_Data shown_
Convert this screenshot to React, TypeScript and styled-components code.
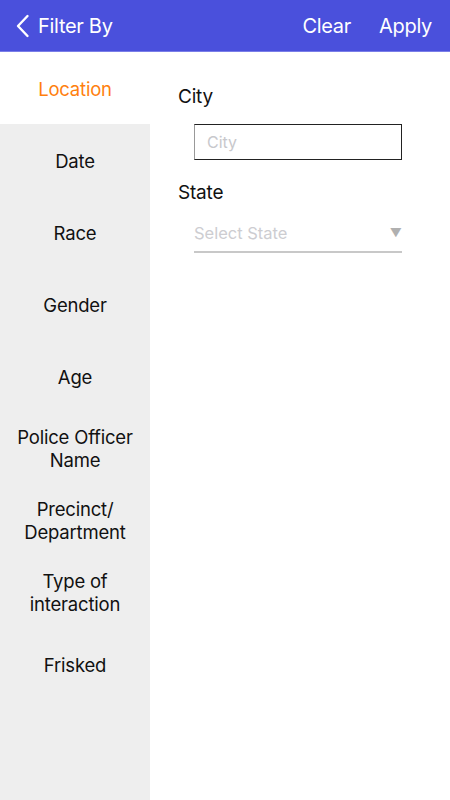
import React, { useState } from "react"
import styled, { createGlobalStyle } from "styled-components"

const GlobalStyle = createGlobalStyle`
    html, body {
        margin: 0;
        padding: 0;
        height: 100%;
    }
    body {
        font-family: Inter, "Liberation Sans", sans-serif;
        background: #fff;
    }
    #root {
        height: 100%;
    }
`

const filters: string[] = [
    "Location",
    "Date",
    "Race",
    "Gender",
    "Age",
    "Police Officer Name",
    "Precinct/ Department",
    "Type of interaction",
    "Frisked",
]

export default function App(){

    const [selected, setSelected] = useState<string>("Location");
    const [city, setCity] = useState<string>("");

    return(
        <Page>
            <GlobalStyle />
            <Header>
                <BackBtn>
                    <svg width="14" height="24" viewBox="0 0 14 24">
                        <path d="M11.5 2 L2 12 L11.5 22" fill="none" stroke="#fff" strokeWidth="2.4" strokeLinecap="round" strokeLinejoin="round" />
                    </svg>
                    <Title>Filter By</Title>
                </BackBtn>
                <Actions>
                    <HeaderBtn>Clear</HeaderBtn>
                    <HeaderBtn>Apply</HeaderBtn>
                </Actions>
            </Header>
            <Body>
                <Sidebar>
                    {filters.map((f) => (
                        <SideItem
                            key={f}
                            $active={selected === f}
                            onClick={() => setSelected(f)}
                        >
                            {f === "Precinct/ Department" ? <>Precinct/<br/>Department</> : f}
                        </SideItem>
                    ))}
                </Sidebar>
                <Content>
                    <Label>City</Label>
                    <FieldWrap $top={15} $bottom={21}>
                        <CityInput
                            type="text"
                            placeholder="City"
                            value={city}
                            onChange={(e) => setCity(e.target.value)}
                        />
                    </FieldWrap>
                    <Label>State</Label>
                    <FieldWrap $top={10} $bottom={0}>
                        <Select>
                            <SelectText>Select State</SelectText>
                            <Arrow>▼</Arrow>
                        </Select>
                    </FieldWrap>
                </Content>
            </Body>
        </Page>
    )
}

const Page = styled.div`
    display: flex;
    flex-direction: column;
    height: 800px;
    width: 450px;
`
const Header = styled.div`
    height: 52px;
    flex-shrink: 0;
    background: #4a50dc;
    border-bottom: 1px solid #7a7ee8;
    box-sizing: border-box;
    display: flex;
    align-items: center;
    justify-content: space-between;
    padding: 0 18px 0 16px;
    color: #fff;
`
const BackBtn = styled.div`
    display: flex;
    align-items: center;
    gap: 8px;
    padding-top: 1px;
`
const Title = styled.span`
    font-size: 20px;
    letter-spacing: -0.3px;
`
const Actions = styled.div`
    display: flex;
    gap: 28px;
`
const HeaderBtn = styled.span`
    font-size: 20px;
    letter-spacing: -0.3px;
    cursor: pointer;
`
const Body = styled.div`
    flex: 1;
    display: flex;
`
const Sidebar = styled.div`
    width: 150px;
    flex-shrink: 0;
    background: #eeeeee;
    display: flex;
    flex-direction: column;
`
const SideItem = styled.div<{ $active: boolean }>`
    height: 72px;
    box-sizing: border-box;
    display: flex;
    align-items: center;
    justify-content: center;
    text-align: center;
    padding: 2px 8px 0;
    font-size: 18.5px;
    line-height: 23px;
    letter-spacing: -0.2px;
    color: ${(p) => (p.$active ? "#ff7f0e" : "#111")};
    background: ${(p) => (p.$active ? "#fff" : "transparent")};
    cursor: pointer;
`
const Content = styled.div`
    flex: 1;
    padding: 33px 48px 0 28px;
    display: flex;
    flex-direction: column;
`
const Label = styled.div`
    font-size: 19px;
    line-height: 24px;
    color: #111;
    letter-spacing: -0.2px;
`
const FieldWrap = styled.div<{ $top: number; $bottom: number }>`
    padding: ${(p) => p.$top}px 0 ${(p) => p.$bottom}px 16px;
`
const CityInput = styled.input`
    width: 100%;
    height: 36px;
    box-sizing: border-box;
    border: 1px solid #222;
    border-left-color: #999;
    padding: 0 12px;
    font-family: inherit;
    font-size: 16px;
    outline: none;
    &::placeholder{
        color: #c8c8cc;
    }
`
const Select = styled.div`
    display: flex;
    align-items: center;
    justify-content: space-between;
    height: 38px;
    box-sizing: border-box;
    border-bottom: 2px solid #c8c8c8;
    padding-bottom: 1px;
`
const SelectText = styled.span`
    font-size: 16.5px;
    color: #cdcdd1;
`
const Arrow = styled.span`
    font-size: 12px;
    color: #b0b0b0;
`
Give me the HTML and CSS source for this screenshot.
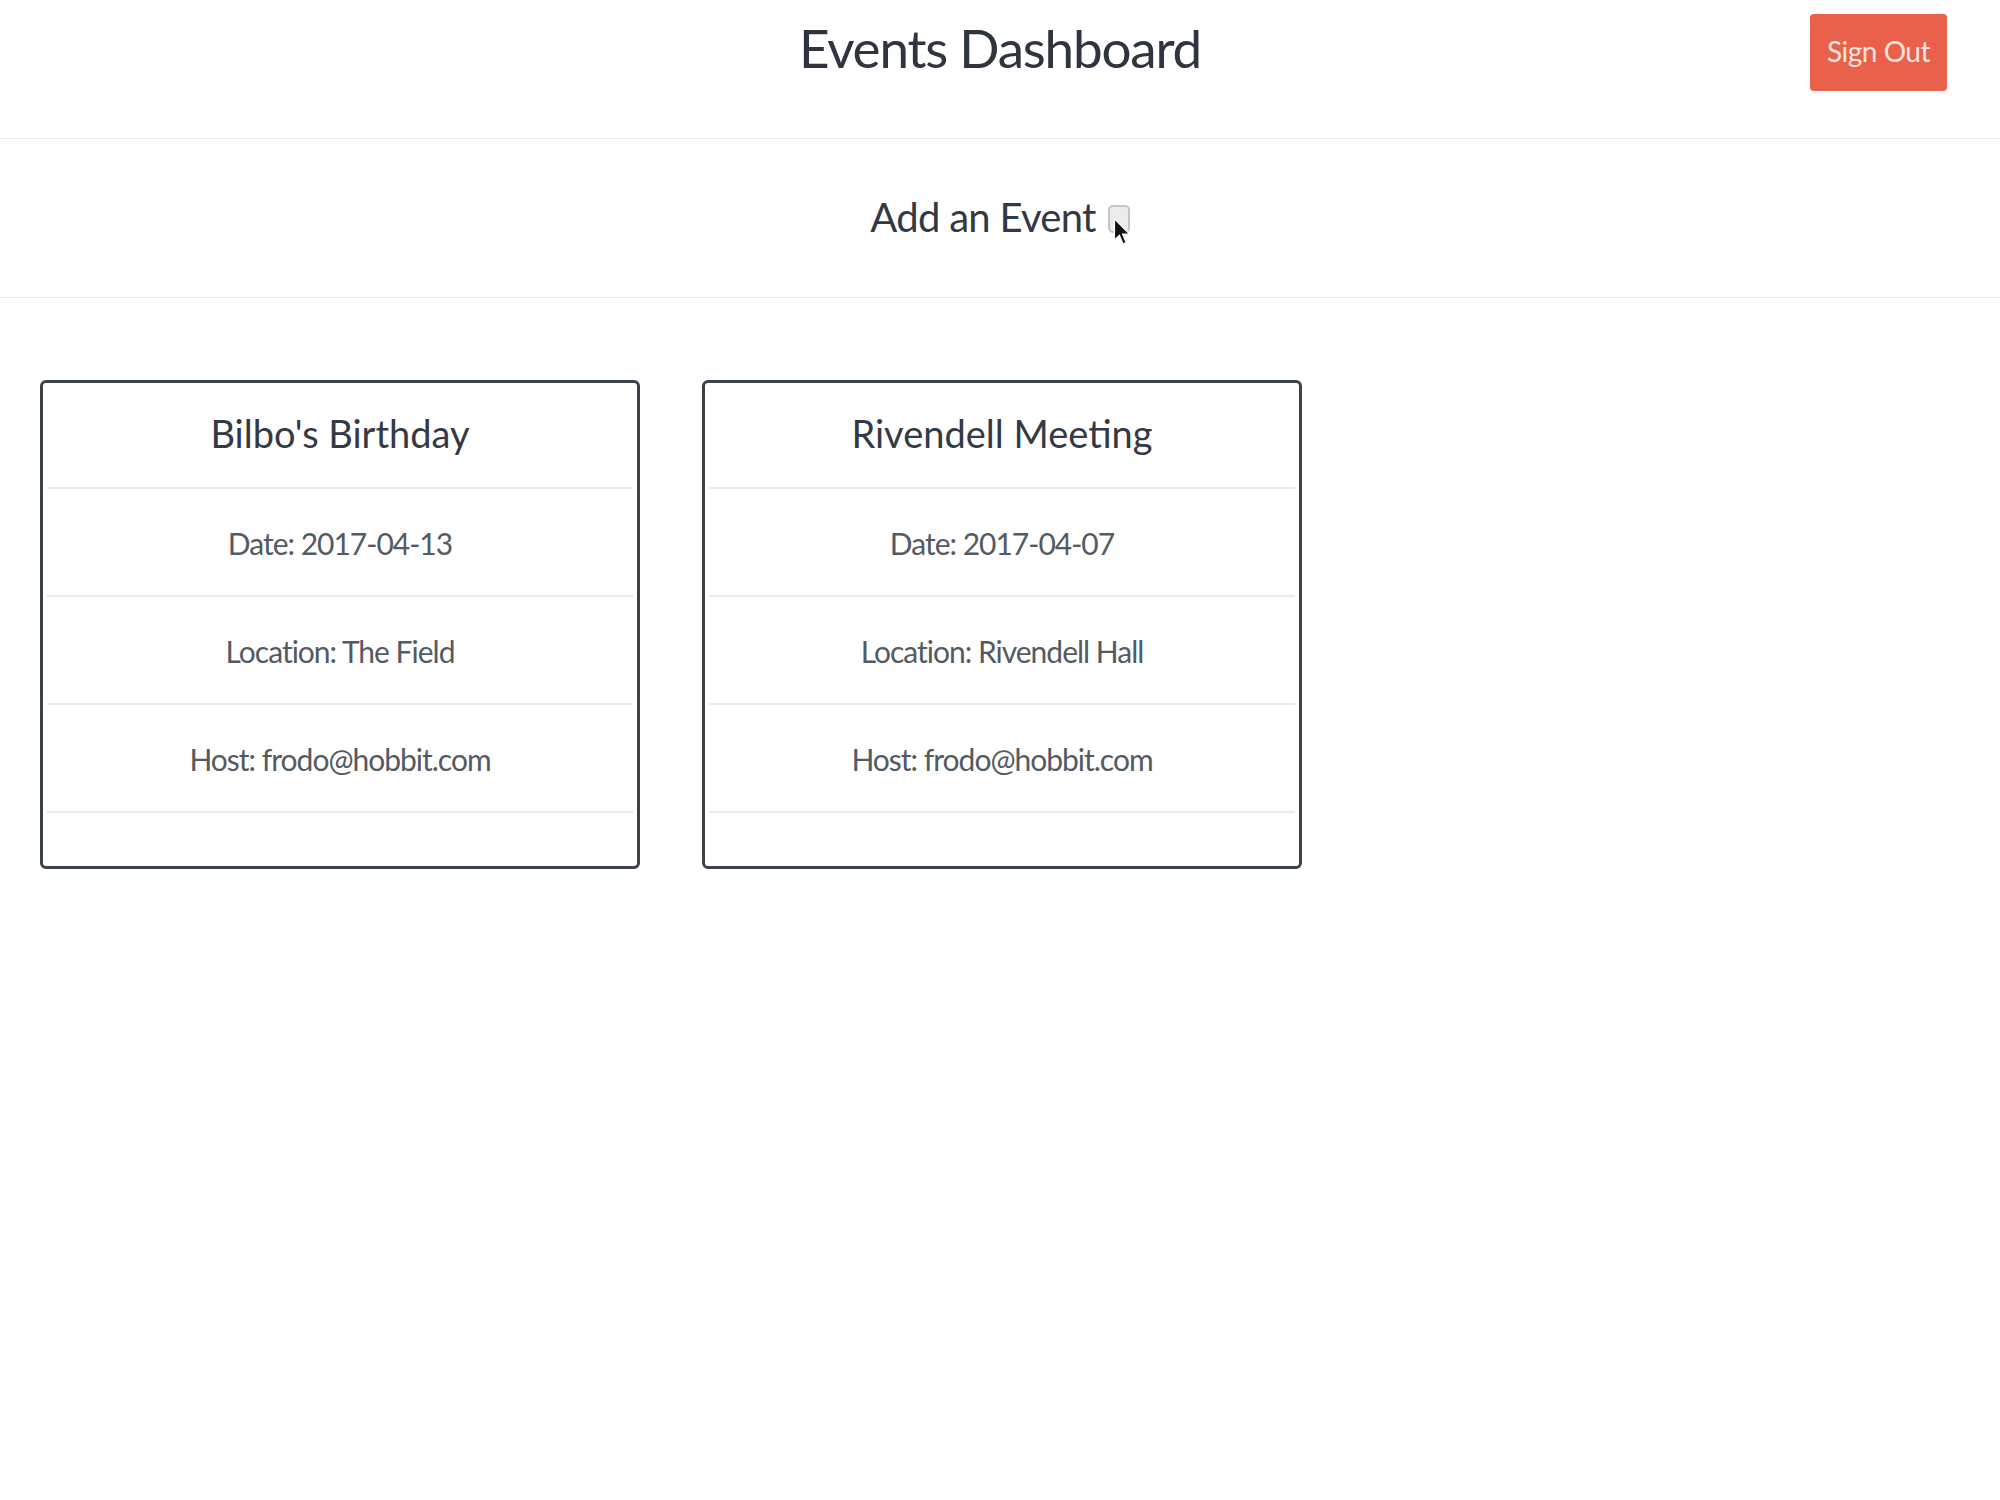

_Prompt_
Repeat the records in full, exactly as they appear, without the pictures.

_Exercise response_
Convert this screenshot to React, TypeScript and styled-components code.
import React, { useState } from "react"
import styled, { createGlobalStyle } from "styled-components"

const GlobalStyle = createGlobalStyle`
    html, body {
        margin: 0;
        padding: 0;
        height: 100%;
    }
    body {
        font-family: Inter, "Liberation Sans", sans-serif;
        background: #fff;
    }
    #root {
        height: 100%;
    }
`

const filters: string[] = [
    "Location",
    "Date",
    "Race",
    "Gender",
    "Age",
    "Police Officer Name",
    "Precinct/ Department",
    "Type of interaction",
    "Frisked",
]

export default function App(){

    const [selected, setSelected] = useState<string>("Location");
    const [city, setCity] = useState<string>("");

    return(
        <Page>
            <GlobalStyle />
            <Header>
                <BackBtn>
                    <svg width="14" height="24" viewBox="0 0 14 24">
                        <path d="M11.5 2 L2 12 L11.5 22" fill="none" stroke="#fff" strokeWidth="2.4" strokeLinecap="round" strokeLinejoin="round" />
                    </svg>
                    <Title>Filter By</Title>
                </BackBtn>
                <Actions>
                    <HeaderBtn>Clear</HeaderBtn>
                    <HeaderBtn>Apply</HeaderBtn>
                </Actions>
            </Header>
            <Body>
                <Sidebar>
                    {filters.map((f) => (
                        <SideItem
                            key={f}
                            $active={selected === f}
                            onClick={() => setSelected(f)}
                        >
                            {f === "Precinct/ Department" ? <>Precinct/<br/>Department</> : f}
                        </SideItem>
                    ))}
                </Sidebar>
                <Content>
                    <Label>City</Label>
                    <FieldWrap $top={15} $bottom={21}>
                        <CityInput
                            type="text"
                            placeholder="City"
                            value={city}
                            onChange={(e) => setCity(e.target.value)}
                        />
                    </FieldWrap>
                    <Label>State</Label>
                    <FieldWrap $top={10} $bottom={0}>
                        <Select>
                            <SelectText>Select State</SelectText>
                            <Arrow>▼</Arrow>
                        </Select>
                    </FieldWrap>
                </Content>
            </Body>
        </Page>
    )
}

const Page = styled.div`
    display: flex;
    flex-direction: column;
    height: 800px;
    width: 450px;
`
const Header = styled.div`
    height: 52px;
    flex-shrink: 0;
    background: #4a50dc;
    border-bottom: 1px solid #7a7ee8;
    box-sizing: border-box;
    display: flex;
    align-items: center;
    justify-content: space-between;
    padding: 0 18px 0 16px;
    color: #fff;
`
const BackBtn = styled.div`
    display: flex;
    align-items: center;
    gap: 8px;
    padding-top: 1px;
`
const Title = styled.span`
    font-size: 20px;
    letter-spacing: -0.3px;
`
const Actions = styled.div`
    display: flex;
    gap: 28px;
`
const HeaderBtn = styled.span`
    font-size: 20px;
    letter-spacing: -0.3px;
    cursor: pointer;
`
const Body = styled.div`
    flex: 1;
    display: flex;
`
const Sidebar = styled.div`
    width: 150px;
    flex-shrink: 0;
    background: #eeeeee;
    display: flex;
    flex-direction: column;
`
const SideItem = styled.div<{ $active: boolean }>`
    height: 72px;
    box-sizing: border-box;
    display: flex;
    align-items: center;
    justify-content: center;
    text-align: center;
    padding: 2px 8px 0;
    font-size: 18.5px;
    line-height: 23px;
    letter-spacing: -0.2px;
    color: ${(p) => (p.$active ? "#ff7f0e" : "#111")};
    background: ${(p) => (p.$active ? "#fff" : "transparent")};
    cursor: pointer;
`
const Content = styled.div`
    flex: 1;
    padding: 33px 48px 0 28px;
    display: flex;
    flex-direction: column;
`
const Label = styled.div`
    font-size: 19px;
    line-height: 24px;
    color: #111;
    letter-spacing: -0.2px;
`
const FieldWrap = styled.div<{ $top: number; $bottom: number }>`
    padding: ${(p) => p.$top}px 0 ${(p) => p.$bottom}px 16px;
`
const CityInput = styled.input`
    width: 100%;
    height: 36px;
    box-sizing: border-box;
    border: 1px solid #222;
    border-left-color: #999;
    padding: 0 12px;
    font-family: inherit;
    font-size: 16px;
    outline: none;
    &::placeholder{
        color: #c8c8cc;
    }
`
const Select = styled.div`
    display: flex;
    align-items: center;
    justify-content: space-between;
    height: 38px;
    box-sizing: border-box;
    border-bottom: 2px solid #c8c8c8;
    padding-bottom: 1px;
`
const SelectText = styled.span`
    font-size: 16.5px;
    color: #cdcdd1;
`
const Arrow = styled.span`
    font-size: 12px;
    color: #b0b0b0;
`
Give me the HTML and CSS source for this screenshot.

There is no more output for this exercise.